Over all, Murphy USA's net income was $55.6 million, or $1.51 per diluted share in the second quarter compared to $46.3 million, or $1.17 per diluted share in the same quarter of 2016.
Total EBITDA for the quarter was $129.1 million, up from $108.6 million in the same period a year ago, and up sharply from the first quarter of 2017 results of $30.3 million.
On the fuel side of the business, total retail fuel contribution increased 57.2 percent during the quarter, as falling product prices created a more favorable market structure and margin environment vs. the consistently rising wholesale prices of the same period last year, according to Clyde. Total network retail gallons sold in the quarter increased 2.5 percent due to new store growth, offsetting average per store month retail volume declines of 2 percent.
The executive attributed the decline to trends in some areas of its network, including:
- Falling product prices led to less aggressive pricing;
- Macro demand for gasoline improved modestly from the first quarter;
- The tactics and behaviors of some competitors becoming more aggressive;
- Volume loss, particularly in some of the highest-performing markets that would be the most attractive to competitive new entry and new builds in the Southeast; and
- Shifts in immigration trends and lower economic activity impacting the Southwest market.
Despite these trends, Murphy USA saw positive growth in its merchanise portfolio. Total merchandise sales increased 2.8 percent to $605.7 million in the second quarter 2017 from $589.5 million in the second quarter 2016. Total merchandise margins increased a record 16.1 percent vs. 15.7 percent one year ago.
Non-tobacco sales were up 4.8 percent on an average per store month basis, driving a 2.3-percent increase in per store margins. Tobacco margins were up 2.6 percent on a same-store sales basis, but down 0.3 percent on an average per store month basis.

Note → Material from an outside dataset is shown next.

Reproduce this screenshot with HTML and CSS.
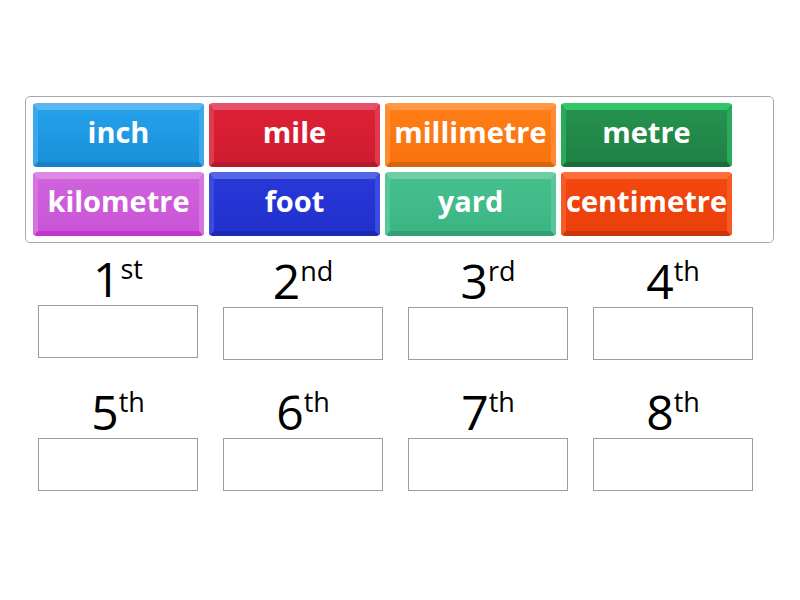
FILE: index.html
```html
<!DOCTYPE html>
<html lang="en">
<head>
<meta charset="utf-8">
<title>Rank order</title>
<link rel="stylesheet" href="styles.css">
</head>
<body>
<div class="page">
  <div class="bank">
    <div class="tile tile--blue">inch</div>
    <div class="tile tile--red">mile</div>
    <div class="tile tile--orange">millimetre</div>
    <div class="tile tile--green">metre</div>
    <div class="tile tile--purple">kilometre</div>
    <div class="tile tile--navy">foot</div>
    <div class="tile tile--mint">yard</div>
    <div class="tile tile--vermilion">centimetre</div>
  </div>
  <div class="slots">
    <div class="slot slot--raised"><div class="label">1<sup>st</sup></div><div class="box"></div></div>
    <div class="slot"><div class="label">2<sup>nd</sup></div><div class="box"></div></div>
    <div class="slot"><div class="label">3<sup>rd</sup></div><div class="box"></div></div>
    <div class="slot"><div class="label">4<sup>th</sup></div><div class="box"></div></div>
    <div class="slot"><div class="label">5<sup>th</sup></div><div class="box"></div></div>
    <div class="slot"><div class="label">6<sup>th</sup></div><div class="box"></div></div>
    <div class="slot"><div class="label">7<sup>th</sup></div><div class="box"></div></div>
    <div class="slot"><div class="label">8<sup>th</sup></div><div class="box"></div></div>
  </div>
</div>
</body>
</html>
```

FILE: styles.css
```css
html, body {
  margin: 0;
  padding: 0;
  background: #ffffff;
}

body {
  font-family: "Open Sans", "Liberation Sans", sans-serif;
  width: 800px;
  height: 600px;
  overflow: hidden;
}

.page {
  padding: 96px 0 0 25px;
}

.bank {
  box-sizing: border-box;
  width: 749px;
  border: 1px solid #a8a8a8;
  border-radius: 5px;
  padding: 6px 7px;
  display: grid;
  grid-template-columns: repeat(4, 171px);
  grid-auto-rows: 64px;
  gap: 5px;
}

.tile {
  box-sizing: border-box;
  display: flex;
  align-items: center;
  justify-content: center;
  border-radius: 4px;
  border-style: solid;
  border-width: 7px 5px 5px 5px;
  padding-bottom: 9px;
  color: #ffffff;
  font-weight: 700;
  font-size: 29px;
  line-height: 40px;
  white-space: nowrap;
  overflow: visible;
}

.tile--blue {
  background: linear-gradient(#23a1ea, #1a90da);
  border-color: #5ab7ef #3aa8ea #1582c6 #3aa8ea;
}
.tile--red {
  background: linear-gradient(#dd2036, #cf1c30);
  border-color: #e6526a #e03a4e #b5192b #e03a4e;
}
.tile--orange {
  background: linear-gradient(#ff7d16, #f8730e);
  border-color: #ff9847 #ff8a30 #da6408 #ff8a30;
}
.tile--green {
  background: linear-gradient(#26924f, #1f8144);
  border-color: #2fc767 #29a95a #1a6d3a #29a95a;
}
.tile--purple {
  background: linear-gradient(#d062dc, #c955d6);
  border-color: #dd8ae5 #d574df #c136cf #d574df;
}
.tile--navy {
  background: linear-gradient(#2738d8, #2231cc);
  border-color: #5665e3 #3b4bdd #1b29b3 #3b4bdd;
}
.tile--mint {
  background: linear-gradient(#44c08d, #3cb584);
  border-color: #6fcea6 #57c698 #31a072 #57c698;
}
.tile--vermilion {
  background: linear-gradient(#f4470f, #ea3f0a);
  border-color: #fc6e3c #f85a24 #cb3508 #f85a24;
}

.slots {
  display: grid;
  grid-template-columns: repeat(4, 160px);
  column-gap: 25px;
  row-gap: 28px;
  margin: 14px 0 0 13px;
}

.slot {
  display: flex;
  flex-direction: column;
  align-items: center;
}

.slot--raised {
  margin-top: -2px;
}

.label {
  font-size: 48px;
  line-height: 48px;
  height: 48px;
  color: #000000;
  font-weight: 400;
  white-space: nowrap;
}

.label sup {
  font-size: 27px;
  line-height: 0;
  vertical-align: 18px;
}

.box {
  box-sizing: border-box;
  width: 160px;
  height: 53px;
  margin-top: 2px;
  border: 1px solid #9c9c9c;
  background: #ffffff;
}
```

When asked during the Q&A portion of the earnings call about the driving force behind Murphy USA's merchandise margin, Clyde cited the company's success to smartening up around some of its center store opportunities, namely its product mix.
"We just did a reset on our kiosks for non-tobacco and non-beverage items, which was long overdue. The store managers that I spoke with in the days after were really excited about the next mix of products," he explained.

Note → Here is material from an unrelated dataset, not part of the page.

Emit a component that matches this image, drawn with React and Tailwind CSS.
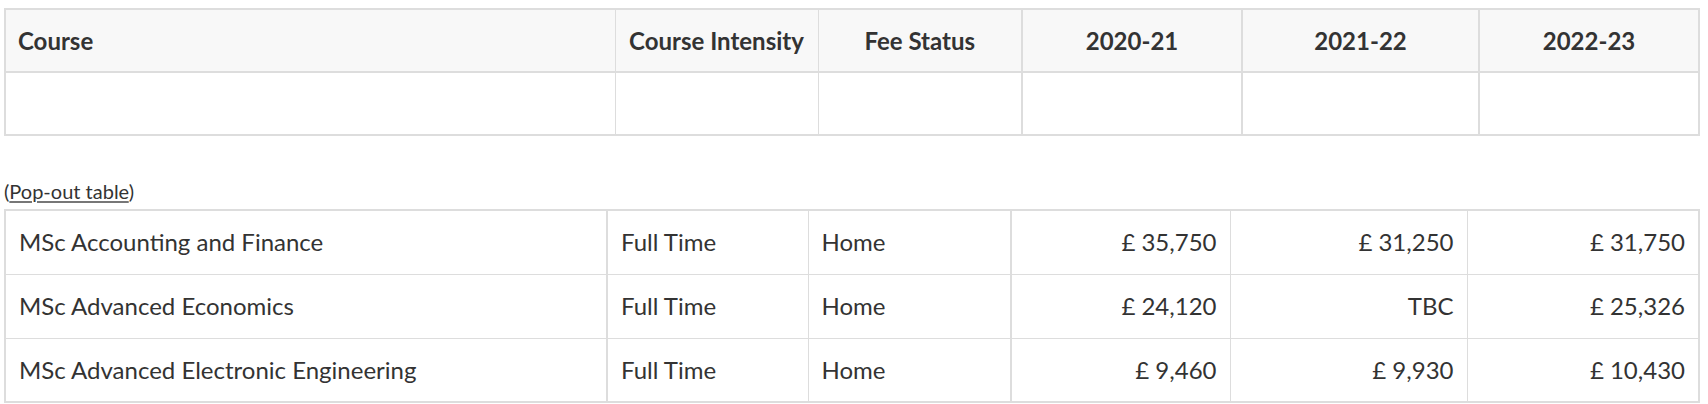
import React from "react";

const headers = ["Course", "Course Intensity", "Fee Status", "2020-21", "2021-22", "2022-23"];

const rows = [
  ["MSc Accounting and Finance", "Full Time", "Home", "£ 35,750", "£ 31,250", "£ 31,750"],
  ["MSc Advanced Economics", "Full Time", "Home", "£ 24,120", "TBC", "£ 25,326"],
  ["MSc Advanced Electronic Engineering", "Full Time", "Home", "£ 9,460", "£ 9,930", "£ 10,430"],
];

const topCols = [610, 203, 204, 220, 237, 220];
const botCols = [602, 201, 203, 219, 237, 232];

export default function App() {
  return (
    <div
      className="w-[1708px] h-[404px] overflow-hidden bg-white text-[#333333] pl-[4px] pr-[10px] pt-[8px]"
      style={{ fontFamily: "Lato, 'Open Sans', sans-serif" }}
    >
      <table className="table-fixed border-collapse w-[1694px] border-2 border-[#dddddd]">
        <colgroup>
          {topCols.map((w, i) => (
            <col key={i} style={{ width: w }} />
          ))}
        </colgroup>
        <thead>
          <tr className="h-[63px] bg-[#f8f8f8]">
            {headers.map((h, i) => (
              <th
                key={i}
                className={`font-bold text-[24px] px-[12px] border-[#dddddd] border-b-2 ${
                  i === 0 ? "text-left" : "text-center"
                } ${i >= 3 ? "border-l-2" : "border-l"}`}
              >
                {h}
              </th>
            ))}
          </tr>
        </thead>
        <tbody>
          <tr className="h-[63px]">
            {headers.map((h, i) => (
              <td
                key={i}
                className={`border-[#dddddd] ${i >= 3 ? "border-l-2" : "border-l"}`}
              />
            ))}
          </tr>
        </tbody>
      </table>

      <div className="mt-[40px] h-[33px] text-[20px] leading-[30px]">
        (<a href="#" className="underline decoration-[#777777] underline-offset-2 text-[#333333]">Pop-out table</a>)
      </div>

      <table className="table-fixed border-collapse w-[1694px] border-2 border-[#dddddd]">
        <colgroup>
          {botCols.map((w, i) => (
            <col key={i} style={{ width: w }} />
          ))}
        </colgroup>
        <tbody>
          {rows.map((r, ri) => (
            <tr key={ri} className="h-[64px]">
              {r.map((c, i) => (
                <td
                  key={i}
                  className={`text-[24px] px-[13px] border-[#dddddd] border-b ${
                    i >= 3 ? "text-right" : "text-left"
                  } ${i === 1 || i === 3 ? "border-l-2" : "border-l"}`}
                >
                  {c}
                </td>
              ))}
            </tr>
          ))}
        </tbody>
      </table>
    </div>
  );
}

Operating expenses before credit card fees fell by 2.4 percent on a per store basis during the quarter. "We do expect these comps to get a little more difficult as we start to cycle the benefits of our labor model in 2016, which largely took place in the second half," the executive noted. "However, we still have areas to focus on at the store level which are very meaningful opportunities to continue to drive cost and our breakeven requirement down lower."
Keeping in line with Murphy USA's goal of opening 40 to 50 new stores a year, the convenience store operator put a welcome sign on five new locations during the second quarter. This brought the company's year-to-date total to 10 new stores.
Of the 17 high-performing sites that were taken down in the first quarter for raze and rebuild, 12 have reopened with the remaining five expected to be up and running by mid-August, Clyde estimated. The three remaining slated for raze and rebuild will go down in the third quarter and should be open by the end of the year.
Additionally, of the approximately 240 three-door super coolers Murphy USA plans to install this year, 138 have been completed and the reminder should be completed by year's end.
Clyde also offered insight on the timing of a rewards program rollout. Murphy USA is currently in the midst of designing a program, although it is unable to release the name of the pilot markets. The chief executive did, however, express the level of difficulty when creating a rewards program.
"I think the key thing to remember is when you're an everyday, low-price retailer and your customer comes to you for a low price, you're not going to be able to do what the majority of loyalty programs have done in the space, which is raise prices to all the customers and then discount to those who are participating in loyalty," Clyde explained, noting that most retailers can be successful in that type of rewards program because it is designed around price discrimination, but Murphy USA plans to set itself apart from other "me too" programs that are out there today.
"More to come on that, but we've committed to not implement a 'me too' model, but rather something that adds to the already loyalty and stickiness we have as an everyday low-price retailer," he said.